Abi: I believe there needs to be a level of shared responsibility. Asset managers have a duty to provide all necessary information on a fund’s objective, process, and investments to enable investors to make an informed decision on whether it matches expectations. This information needs presented in a format that is understandable to all investors.
Responsibility also lies with investors to research funds to the best of their ability, as they would any other major financial commitment such as buying a new car. The Big Exchange, for instance, helps improve transparency by publishing free-to-access impact assessments for all funds available on the platform. The financial services industry has a tarnished reputation when it comes to clarity but this is an excellent opportunity for it to regain trust through enhanced, transparent communications.
4. Finally, what changes might encourage greater uptake of Responsible Investment?
Anna: I think a commitment by asset managers to transparent, consistent reporting frameworks would increase investor confidence, helping them make sense of the options available and compare them on a like-for-like basis. The funds industry can learn a lot from the charity sector. Charities are well-accomplished in telling their story in an engaging way, making a personal connection with donors and evidencing how money is put to work in supporting their cause.

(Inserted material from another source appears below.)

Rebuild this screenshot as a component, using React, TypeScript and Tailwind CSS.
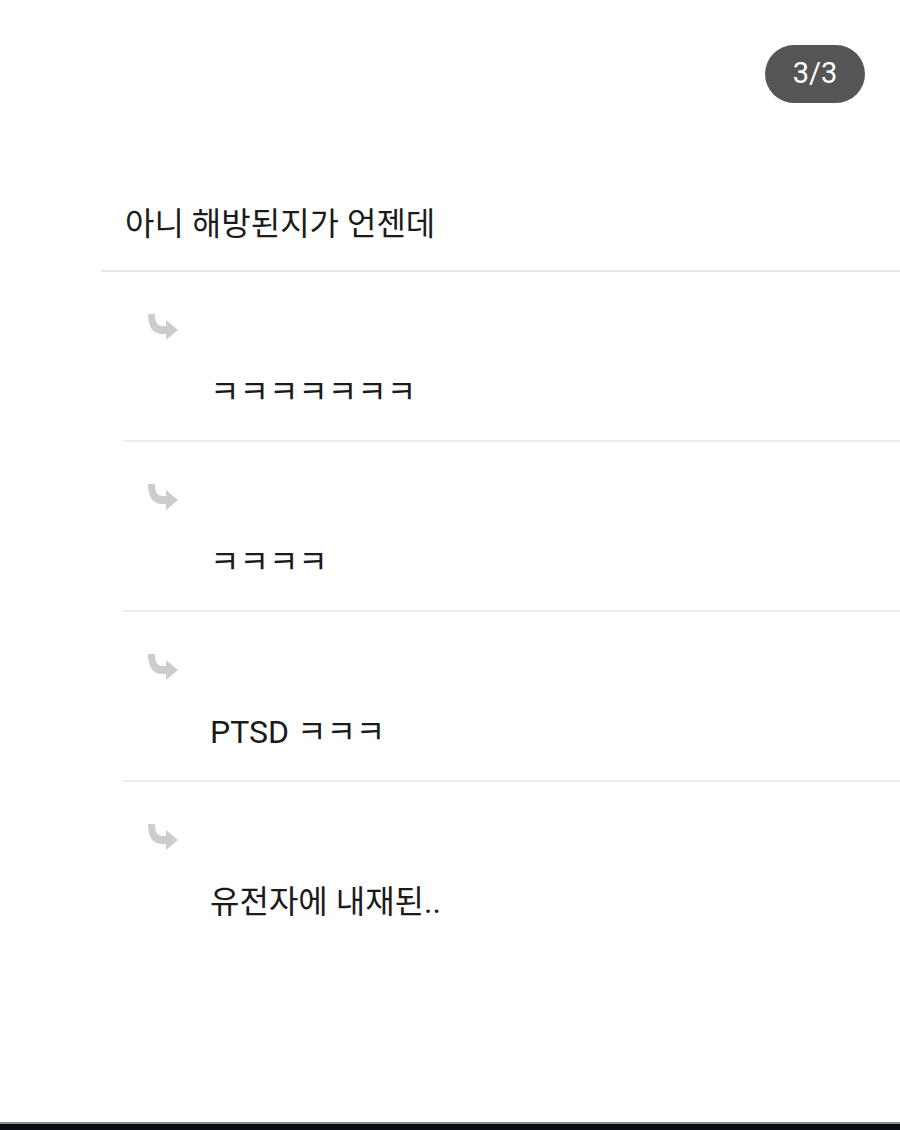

Abi: Whilst acknowledging these can be complex subjects, I believe fund managers should be trying to keep it simple. They should be able to simply explain a fund’s responsible investment objective, its process, its fee structure and any other metrics that are key to investors making a decision. In embracing simplicity and transparency, and moving away from jargon and complexity, the investment industry has the potential to be a huge force for good for the environment and society.